If a wild man with blood on his hands and a knife and machete in his fist came up to you and asked you to film him on your camera phone, you’d imagine your first instinct would be to turn on your heels and run as fast and as far as you could in the opposite direction.

But apparently you’d be wrong.

Because such is our insatiable appetite to capture all moments and images that we’d risk our own lives to film the bloody end of someone else’s.

The most bizarre thing about that horrific murder in Woolwich recently wasn’t that two lunatics attacked and killed an unsuspecting, off-duty soldier – it was that dozens of people filmed the aftermath with no more fear than they would have had if they’d come across a car that had run over a cat.

They were circling around like a lingering audience after coming out of a theatre, instead of a group that had witnessed what was, by any stretch, a deadly drama.

Some very courageous citizens among them stood over the murder victim’s body in open defiance of his killers, and they deserve every commendation the British can muster for their bravery.

But those who mooched around with their mobile phones have clearly watched too much television and must have felt like they’d been given a walk-on part in a new series called CSI: London.

The image of a man ranting into a camera phone about Muslims and war, with his beheaded victim clearly visible on the street behind him isn’t just deeply disturbing – it is a final commentary on where we find ourselves in this age of technology and instant news.

But then again, should we really be surprised that people will unwittingly risk their own lives so they’ll have something to show their friends later – or something to flog to television or the tabloids of thirty pieces of silver.

More and more, American television relies on what is euphemistically called ‘citizen journalism’ – which is where individuals with cameras or video recorders roam the streets in search of a crime, a crash or a dead body.

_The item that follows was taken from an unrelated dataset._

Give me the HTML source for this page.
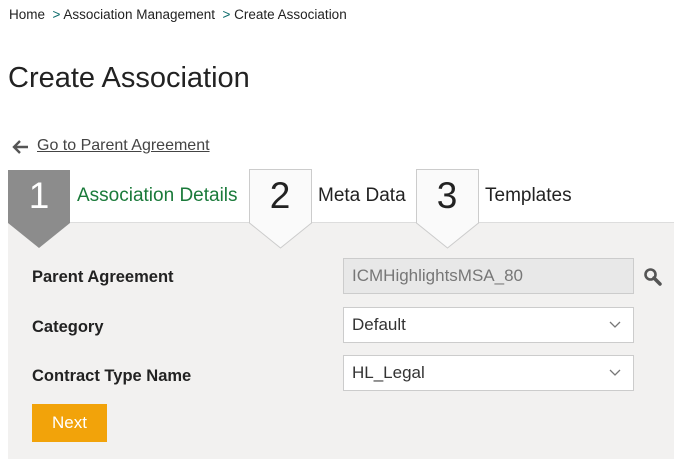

From a positive point of view, were it not for ‘citizen journalism’, we’d have known little of the Arab Spring or Syrian uprising; the civil resistance in Bahrain would never have been heard of outside of the Persian Gulf.

Indeed there are agencies – our own Mark Little’s Storyful, for example – which have been set up for the specific purpose of distilling such footage and verifying its provenance, to bring it to a worldwide audience.

And all of that is very positive – a chance for ordinary people to play their part outside of ‘traditional media’ who either couldn’t be there in time to capture a moment or who, in the case of some US networks, may prefer to ignore it.

But it’s when this becomes little more than voyeurism that the waters turn considerably more muddy.

And you’d have to wrack your brains to imagine a scenario, anytime, anywhere, that there isn’t some galoot with a camera recording it for posterity.

You only have to see a performing puppy standing on its hind legs and half a dozen people have their phones out to take a picture, never thinking for a second that even they themselves wouldn’t want to look at the image at any point over the rest of their lives, let alone show it to their guests at a future dinner party.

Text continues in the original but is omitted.